** begin Provided data **
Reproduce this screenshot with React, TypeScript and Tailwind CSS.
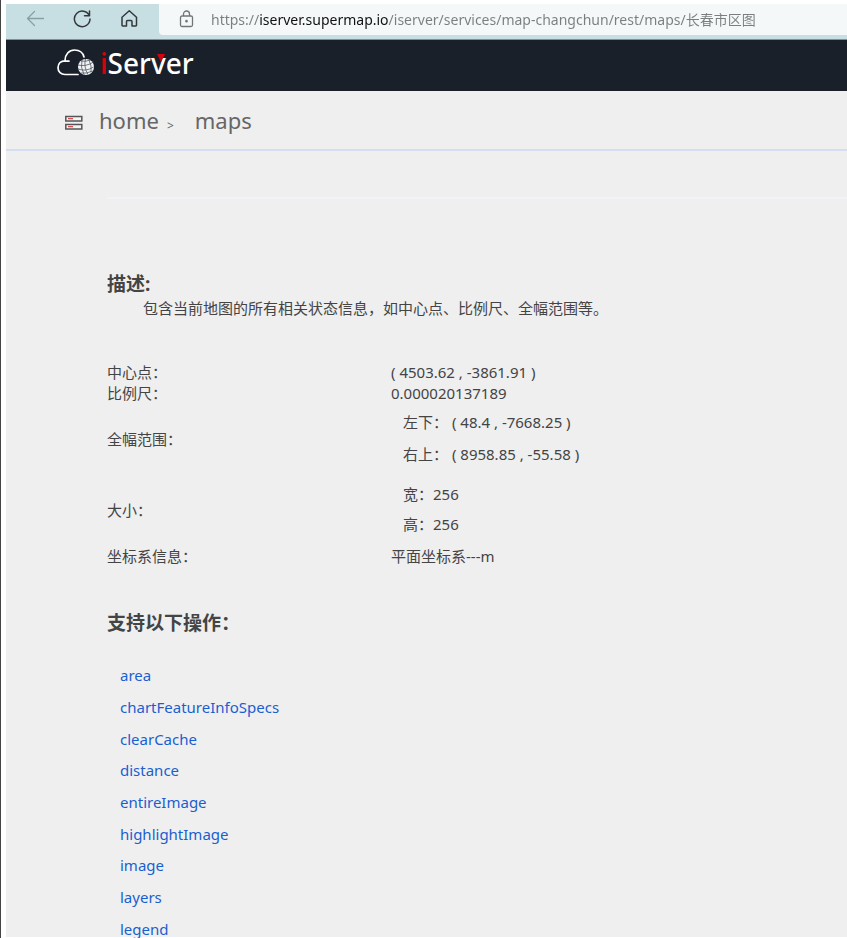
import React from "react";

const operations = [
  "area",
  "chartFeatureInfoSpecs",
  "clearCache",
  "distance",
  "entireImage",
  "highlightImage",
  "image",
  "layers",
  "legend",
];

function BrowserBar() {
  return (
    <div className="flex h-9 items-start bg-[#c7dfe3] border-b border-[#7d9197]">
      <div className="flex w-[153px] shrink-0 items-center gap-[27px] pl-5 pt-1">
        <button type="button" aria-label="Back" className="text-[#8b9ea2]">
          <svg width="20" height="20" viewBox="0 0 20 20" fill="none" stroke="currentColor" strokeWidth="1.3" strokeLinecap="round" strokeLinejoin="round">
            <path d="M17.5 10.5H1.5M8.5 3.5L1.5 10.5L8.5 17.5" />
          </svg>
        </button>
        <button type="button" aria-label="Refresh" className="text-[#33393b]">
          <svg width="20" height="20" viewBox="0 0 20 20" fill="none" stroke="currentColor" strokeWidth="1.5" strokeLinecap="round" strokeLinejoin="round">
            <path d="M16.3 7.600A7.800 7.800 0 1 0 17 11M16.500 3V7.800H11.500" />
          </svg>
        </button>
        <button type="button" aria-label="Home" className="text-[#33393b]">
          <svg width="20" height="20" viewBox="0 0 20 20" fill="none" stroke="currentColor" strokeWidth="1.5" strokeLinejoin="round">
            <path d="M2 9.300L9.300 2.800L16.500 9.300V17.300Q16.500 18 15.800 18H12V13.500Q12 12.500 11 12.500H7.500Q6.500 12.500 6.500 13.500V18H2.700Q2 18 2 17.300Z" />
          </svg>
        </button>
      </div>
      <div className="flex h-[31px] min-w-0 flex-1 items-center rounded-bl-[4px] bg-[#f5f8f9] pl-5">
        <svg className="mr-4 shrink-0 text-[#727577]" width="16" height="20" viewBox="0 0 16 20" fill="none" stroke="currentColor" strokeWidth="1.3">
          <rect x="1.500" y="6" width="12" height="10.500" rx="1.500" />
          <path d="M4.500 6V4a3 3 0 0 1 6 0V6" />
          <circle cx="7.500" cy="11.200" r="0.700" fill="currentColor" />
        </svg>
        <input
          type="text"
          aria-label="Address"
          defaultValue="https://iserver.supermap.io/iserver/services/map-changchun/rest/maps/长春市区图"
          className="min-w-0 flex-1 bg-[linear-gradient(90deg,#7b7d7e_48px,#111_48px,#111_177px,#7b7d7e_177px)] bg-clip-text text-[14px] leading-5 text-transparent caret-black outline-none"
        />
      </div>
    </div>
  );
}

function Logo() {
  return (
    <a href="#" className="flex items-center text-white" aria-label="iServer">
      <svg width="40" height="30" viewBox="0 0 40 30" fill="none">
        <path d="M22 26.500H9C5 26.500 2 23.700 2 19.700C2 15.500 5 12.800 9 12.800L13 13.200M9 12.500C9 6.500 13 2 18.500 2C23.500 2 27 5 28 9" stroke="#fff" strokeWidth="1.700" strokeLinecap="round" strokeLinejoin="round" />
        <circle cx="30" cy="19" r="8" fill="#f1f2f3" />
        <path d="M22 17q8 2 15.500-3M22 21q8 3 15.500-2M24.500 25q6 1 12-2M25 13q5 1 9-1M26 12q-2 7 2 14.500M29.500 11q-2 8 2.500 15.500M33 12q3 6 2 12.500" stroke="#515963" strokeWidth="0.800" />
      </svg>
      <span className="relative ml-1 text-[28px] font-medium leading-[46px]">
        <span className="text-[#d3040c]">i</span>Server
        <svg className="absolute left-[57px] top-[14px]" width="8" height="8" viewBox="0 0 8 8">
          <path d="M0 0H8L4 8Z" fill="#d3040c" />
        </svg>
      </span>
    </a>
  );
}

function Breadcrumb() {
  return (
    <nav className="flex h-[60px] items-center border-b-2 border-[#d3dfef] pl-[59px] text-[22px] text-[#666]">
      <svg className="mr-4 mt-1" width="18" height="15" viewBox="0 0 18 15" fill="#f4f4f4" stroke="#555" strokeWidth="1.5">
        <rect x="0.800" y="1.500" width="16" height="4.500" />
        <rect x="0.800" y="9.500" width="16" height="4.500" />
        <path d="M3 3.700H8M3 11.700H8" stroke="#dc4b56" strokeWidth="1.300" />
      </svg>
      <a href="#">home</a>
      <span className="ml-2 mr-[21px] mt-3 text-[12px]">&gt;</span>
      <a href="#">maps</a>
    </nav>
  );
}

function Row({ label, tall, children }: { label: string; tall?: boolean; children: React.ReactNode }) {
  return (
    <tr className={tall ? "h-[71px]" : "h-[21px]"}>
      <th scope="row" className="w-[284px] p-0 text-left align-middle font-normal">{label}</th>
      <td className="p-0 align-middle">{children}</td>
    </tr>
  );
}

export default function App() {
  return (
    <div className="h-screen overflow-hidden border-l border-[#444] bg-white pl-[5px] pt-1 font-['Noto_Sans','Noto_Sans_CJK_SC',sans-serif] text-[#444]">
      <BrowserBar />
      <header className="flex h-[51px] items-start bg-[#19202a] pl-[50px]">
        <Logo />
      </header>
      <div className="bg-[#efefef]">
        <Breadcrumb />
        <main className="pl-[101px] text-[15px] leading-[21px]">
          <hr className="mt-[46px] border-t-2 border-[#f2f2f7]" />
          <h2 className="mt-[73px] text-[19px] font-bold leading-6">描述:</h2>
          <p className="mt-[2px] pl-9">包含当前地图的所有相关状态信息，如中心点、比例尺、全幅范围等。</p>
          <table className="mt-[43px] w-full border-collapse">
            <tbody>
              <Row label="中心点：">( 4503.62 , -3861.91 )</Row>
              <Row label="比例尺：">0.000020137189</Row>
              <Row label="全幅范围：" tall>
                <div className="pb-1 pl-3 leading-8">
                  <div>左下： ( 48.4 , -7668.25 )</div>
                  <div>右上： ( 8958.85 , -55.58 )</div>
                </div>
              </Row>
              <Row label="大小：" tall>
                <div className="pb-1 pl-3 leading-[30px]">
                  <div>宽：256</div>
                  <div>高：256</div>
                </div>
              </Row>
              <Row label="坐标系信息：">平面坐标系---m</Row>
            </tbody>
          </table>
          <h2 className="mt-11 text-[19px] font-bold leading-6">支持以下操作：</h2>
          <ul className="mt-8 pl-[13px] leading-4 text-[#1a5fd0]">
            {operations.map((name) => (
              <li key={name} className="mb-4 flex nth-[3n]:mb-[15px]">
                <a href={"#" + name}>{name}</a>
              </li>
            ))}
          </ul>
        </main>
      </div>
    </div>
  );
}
** end Provided data **
Exercise:
Using the material above, return every line exactly as it appears, minus the pictures.

Written response:
Reproduce this screenshot with React, TypeScript and Tailwind CSS.
import React from "react";

const operations = [
  "area",
  "chartFeatureInfoSpecs",
  "clearCache",
  "distance",
  "entireImage",
  "highlightImage",
  "image",
  "layers",
  "legend",
];

function BrowserBar() {
  return (
    <div className="flex h-9 items-start bg-[#c7dfe3] border-b border-[#7d9197]">
      <div className="flex w-[153px] shrink-0 items-center gap-[27px] pl-5 pt-1">
        <button type="button" aria-label="Back" className="text-[#8b9ea2]">
          <svg width="20" height="20" viewBox="0 0 20 20" fill="none" stroke="currentColor" strokeWidth="1.3" strokeLinecap="round" strokeLinejoin="round">
            <path d="M17.5 10.5H1.5M8.5 3.5L1.5 10.5L8.5 17.5" />
          </svg>
        </button>
        <button type="button" aria-label="Refresh" className="text-[#33393b]">
          <svg width="20" height="20" viewBox="0 0 20 20" fill="none" stroke="currentColor" strokeWidth="1.5" strokeLinecap="round" strokeLinejoin="round">
            <path d="M16.3 7.600A7.800 7.800 0 1 0 17 11M16.500 3V7.800H11.500" />
          </svg>
        </button>
        <button type="button" aria-label="Home" className="text-[#33393b]">
          <svg width="20" height="20" viewBox="0 0 20 20" fill="none" stroke="currentColor" strokeWidth="1.5" strokeLinejoin="round">
            <path d="M2 9.300L9.300 2.800L16.500 9.300V17.300Q16.500 18 15.800 18H12V13.500Q12 12.500 11 12.500H7.500Q6.500 12.500 6.500 13.500V18H2.700Q2 18 2 17.300Z" />
          </svg>
        </button>
      </div>
      <div className="flex h-[31px] min-w-0 flex-1 items-center rounded-bl-[4px] bg-[#f5f8f9] pl-5">
        <svg className="mr-4 shrink-0 text-[#727577]" width="16" height="20" viewBox="0 0 16 20" fill="none" stroke="currentColor" strokeWidth="1.3">
          <rect x="1.500" y="6" width="12" height="10.500" rx="1.500" />
          <path d="M4.500 6V4a3 3 0 0 1 6 0V6" />
          <circle cx="7.500" cy="11.200" r="0.700" fill="currentColor" />
        </svg>
        <input
          type="text"
          aria-label="Address"
          defaultValue="https://iserver.supermap.io/iserver/services/map-changchun/rest/maps/长春市区图"
          className="min-w-0 flex-1 bg-[linear-gradient(90deg,#7b7d7e_48px,#111_48px,#111_177px,#7b7d7e_177px)] bg-clip-text text-[14px] leading-5 text-transparent caret-black outline-none"
        />
      </div>
    </div>
  );
}

function Logo() {
  return (
    <a href="#" className="flex items-center text-white" aria-label="iServer">
      <svg width="40" height="30" viewBox="0 0 40 30" fill="none">
        <path d="M22 26.500H9C5 26.500 2 23.700 2 19.700C2 15.500 5 12.800 9 12.800L13 13.200M9 12.500C9 6.500 13 2 18.500 2C23.500 2 27 5 28 9" stroke="#fff" strokeWidth="1.700" strokeLinecap="round" strokeLinejoin="round" />
        <circle cx="30" cy="19" r="8" fill="#f1f2f3" />
        <path d="M22 17q8 2 15.500-3M22 21q8 3 15.500-2M24.500 25q6 1 12-2M25 13q5 1 9-1M26 12q-2 7 2 14.500M29.500 11q-2 8 2.500 15.500M33 12q3 6 2 12.500" stroke="#515963" strokeWidth="0.800" />
      </svg>
      <span className="relative ml-1 text-[28px] font-medium leading-[46px]">
        <span className="text-[#d3040c]">i</span>Server
        <svg className="absolute left-[57px] top-[14px]" width="8" height="8" viewBox="0 0 8 8">
          <path d="M0 0H8L4 8Z" fill="#d3040c" />
        </svg>
      </span>
    </a>
  );
}

function Breadcrumb() {
  return (
    <nav className="flex h-[60px] items-center border-b-2 border-[#d3dfef] pl-[59px] text-[22px] text-[#666]">
      <svg className="mr-4 mt-1" width="18" height="15" viewBox="0 0 18 15" fill="#f4f4f4" stroke="#555" strokeWidth="1.5">
        <rect x="0.800" y="1.500" width="16" height="4.500" />
        <rect x="0.800" y="9.500" width="16" height="4.500" />
        <path d="M3 3.700H8M3 11.700H8" stroke="#dc4b56" strokeWidth="1.300" />
      </svg>
      <a href="#">home</a>
      <span className="ml-2 mr-[21px] mt-3 text-[12px]">&gt;</span>
      <a href="#">maps</a>
    </nav>
  );
}

function Row({ label, tall, children }: { label: string; tall?: boolean; children: React.ReactNode }) {
  return (
    <tr className={tall ? "h-[71px]" : "h-[21px]"}>
      <th scope="row" className="w-[284px] p-0 text-left align-middle font-normal">{label}</th>
      <td className="p-0 align-middle">{children}</td>
    </tr>
  );
}

export default function App() {
  return (
    <div className="h-screen overflow-hidden border-l border-[#444] bg-white pl-[5px] pt-1 font-['Noto_Sans','Noto_Sans_CJK_SC',sans-serif] text-[#444]">
      <BrowserBar />
      <header className="flex h-[51px] items-start bg-[#19202a] pl-[50px]">
        <Logo />
      </header>
      <div className="bg-[#efefef]">
        <Breadcrumb />
        <main className="pl-[101px] text-[15px] leading-[21px]">
          <hr className="mt-[46px] border-t-2 border-[#f2f2f7]" />
          <h2 className="mt-[73px] text-[19px] font-bold leading-6">描述:</h2>
          <p className="mt-[2px] pl-9">包含当前地图的所有相关状态信息，如中心点、比例尺、全幅范围等。</p>
          <table className="mt-[43px] w-full border-collapse">
            <tbody>
              <Row label="中心点：">( 4503.62 , -3861.91 )</Row>
              <Row label="比例尺：">0.000020137189</Row>
              <Row label="全幅范围：" tall>
                <div className="pb-1 pl-3 leading-8">
                  <div>左下： ( 48.4 , -7668.25 )</div>
                  <div>右上： ( 8958.85 , -55.58 )</div>
                </div>
              </Row>
              <Row label="大小：" tall>
                <div className="pb-1 pl-3 leading-[30px]">
                  <div>宽：256</div>
                  <div>高：256</div>
                </div>
              </Row>
              <Row label="坐标系信息：">平面坐标系---m</Row>
            </tbody>
          </table>
          <h2 className="mt-11 text-[19px] font-bold leading-6">支持以下操作：</h2>
          <ul className="mt-8 pl-[13px] leading-4 text-[#1a5fd0]">
            {operations.map((name) => (
              <li key={name} className="mb-4 flex nth-[3n]:mb-[15px]">
                <a href={"#" + name}>{name}</a>
              </li>
            ))}
          </ul>
        </main>
      </div>
    </div>
  );
}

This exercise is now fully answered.